The logical conclusion might be that all content should be stuck on the root page and you should do away with URIs altogether, but aside from that being plain madness, it would only work if all the content had a common theme. Here’s an example of a very long, well-structured document; it wouldn’t make any semantic sense to have the authors’ cat photo database on the same page. The lesson is this: start a different page for a different subject, and use the same page for the same subject.

Photo galleries and permalinks

I experimented briefly with an integrated photo gallery. Gallery2 is the latest, greatest, biggest, heaviest incarnation of good old Gallery 1. It does all kinds of amazing things relating to displaying photo albums on the web, but it fails completely to generate sane URIs. Here’s an example:

http://james.lab6.com/2003-02-11+chs+bits+and+pieces/DSCF0461.JPG.html

Yuck. For a start, there’s a useless .html hanging off the end. Even worse, deleting said html doesn’t serve you the image as a JPEG file. To get that, you must visit:

http://james.lab6.com/d/24-1/DSCF0461.JPG

  • The /d/ is part of Gallery’s last-ditch attempt rescue its horrific default URIs (which I’m not even going to mention) using mod_rewrite. Slideshow URIs start with /v/ and the “add comment” form URI starts with /c/.
  • The 24 is the item ID, a globally unique integer tied to every individual image which the developers will “try not to change” in the next version. That ain’t reassuring.
  • The -1 is another hack to force browsers to reload the image if it’s changed.

The official solution for people who wish to have unchanging URIs is the “Permalink plugin”. That lets you assign an image, or an album, a short globally unique slug which you access at:

http://james.lab6.com/f/mycoolphoto

That’s beyond diabolical. It’s unexplorable (navigating up to http://james.lab6.com/f/ gets you worse than nowhere: a PHP error), it still has useless /f/ cruft in it, and you have to create permalinks manually for every single image you want to have a permanent link. Which is surely all of them.

Worse still, some of these issues have been on Gallery2’s bug tracker since 2005, the gallery-devel mailing list is alarmingly bare, the gallery-core mailing list isn’t public, and the release schedule page has been abandoned. These are not the life signs of a healthy open source project.

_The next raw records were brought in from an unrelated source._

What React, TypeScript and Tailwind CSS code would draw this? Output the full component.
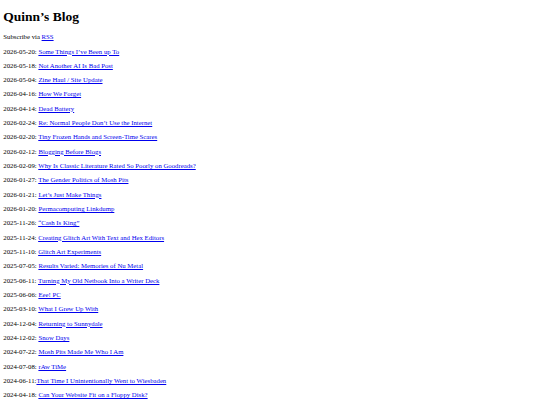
const posts: [string, string][] = [
  ["2026-05-20: ", "Some Things I’ve Been up To"],
  ["2026-05-18: ", "Not Another AI Is Bad Post"],
  ["2026-05-04: ", "Zine Haul / Site Update"],
  ["2026-04-16: ", "How We Forget"],
  ["2026-04-14: ", "Dead Battery"],
  ["2026-02-24: ", "Re: Normal People Don’t Use the Internet"],
  ["2026-02-20: ", "Tiny Frozen Hands and Screen-Time Scares"],
  ["2026-02-12: ", "Blogging Before Blogs"],
  ["2026-02-09: ", "Why Is Classic Literature Rated So Poorly on Goodreads?"],
  ["2026-01-27: ", "The Gender Politics of Mosh Pits"],
  ["2026-01-21: ", "Let’s Just Make Things"],
  ["2026-01-20: ", "Permacomputing Linkdump"],
  ["2025-11-26: ", "“Cash Is King”"],
  ["2025-11-24: ", "Creating Glitch Art With Text and Hex Editors"],
  ["2025-11-10: ", "Glitch Art Experiments"],
  ["2025-07-05: ", "Results Varied: Memories of Nu Metal"],
  ["2025-06-11: ", "Turning My Old Netbook Into a Writer Deck"],
  ["2025-06-06: ", "Eee! PC"],
  ["2025-03-10: ", "What I Grew Up With"],
  ["2024-12-04: ", "Returning to Sunnydale"],
  ["2024-12-02: ", "Snow Days"],
  ["2024-07-22: ", "Mosh Pits Made Me Who I Am"],
  ["2024-07-08: ", "rAw TiMe"],
  ["2024-06-11:", "That Time I Unintentionally Went to Wiesbaden"],
  ["2024-04-18: ", "Can Your Website Fit on a Floppy Disk?"],
];

export default function App() {
  return (
    <div className="min-h-screen bg-white px-[3.33px] pt-[8.93px] font-['Liberation_Serif',serif] text-[6.75px] leading-[7.667px] text-black">
      <h1 className="mb-[8.93px] text-[13.5px] font-bold leading-[15.33px]">Quinn’s Blog</h1>
      <p className="my-[6.667px]">
        Subscribe via <a href="#" className="text-[#0000ee] underline">RSS</a>
      </p>
      {posts.map(([date, title]) => (
        <p key={title} className="my-[6.667px] whitespace-pre">
          {date}
          <a href="#" className="text-[#0000ee] underline">{title}</a>
        </p>
      ))}
    </div>
  );
}
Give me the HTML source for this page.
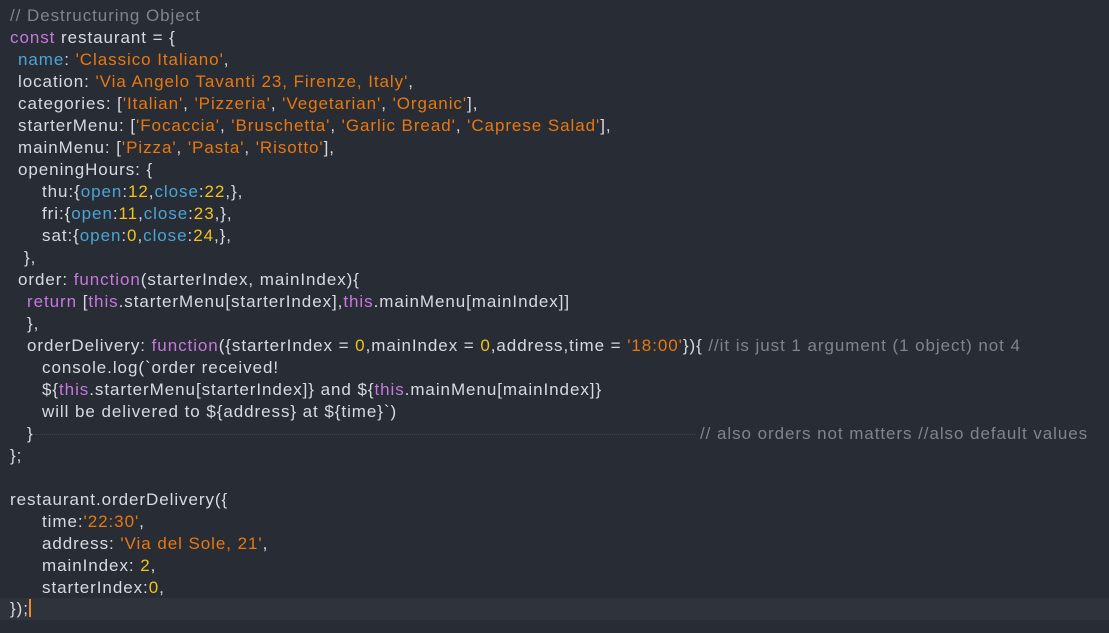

On a practical level, integrating Gallery2 into an existing Wordpress blog is done via WPG2, which itself takes a dim view of Gallery2’s mod_rewrite shenanigans. The fact that WPG2 has a Release Compatibility Matrix (incomplete and out of date, of course) tells you all you need to know about the problems inherent in getting two content management systems to play nicely with each other. It’s simply not tenable to synchronise the versions of three different software packages when they’re all so picky. Moreover, third party Wordpress plugins cannot be relied upon when it comes to building core functionality; they have an alarming tendency to become suddenly derelict.

So Gallery2 is not yet ready for the long-term web, which is a real shame as it’s otherwise the clear leader of gallery apps. The only thing that comes close is Flickr, and that’s got its own two special problems: uploading and downloading.

In 2005 I bought a Flickr account and started uploading photos. Tagging was good fun and all, but their uploading tools were rubbish, tailored to users who upload one or two photos at a time. I checked again a week or two ago, and they’re still rubbish. For users who already have thousands of photos in hundreds of albums, it’s a hassle and causes a lot of duplicated effort.

As for downloading, Flickr is quite liberal about embedding images, but does its best to keep your data inside its walled garden. There is now a tool to export all your photos, but I don’t know what it does with tags and comments. I expect they are lost. Thus is the nature of the walled garden exposed: you are in somebody else’s home, and the longer you spend inside, the harder it is to get out.

I stopped using Flickr when it became infeasible to continue bulk uploads, which is to say when the sweet taste of easy content sharing was overpowered by the bitter taste of vendor lock-in.

Social bookmarking and Digg icons

I added a little Digg icon on the blue sidebar for every page. After noticing precisely nothing for 5 days, I have come to agree with this post, in particular the second comment:

You see so many blogs that are all nascar’d up with these things.

There’s another comment by somebody who runs one of the social bookmarking sites:

4. People who are likely to save the current page as a bookmark are not random readers and visitors, but rather the regular users of the service. And guess what? They already have those bookmarklets and extensions handy in their browsers!

Nailed.

Bye-bye icons. I retain my grumpy old endorsement of Web 1.0 and my original design inspiration.


Comments

  1. Peter said at 10:22am on the 13th of October, 2007:

    With regard to uploading to Flickr, have you tried Conduit?

    It’s still in development, but from what I’ve read about it it’s quite good. Don’t know how it handles tagging though, so you might be left to do those through the website.


  2. james said at 5:53pm on the 13th of October, 2007:

    Conduit looks quite good if it can do what the screenshots suggest! I’m also not quite sure what it would mean to synchronise tags and comments; JPEGs can hold an internal comment, but it’d be a hack.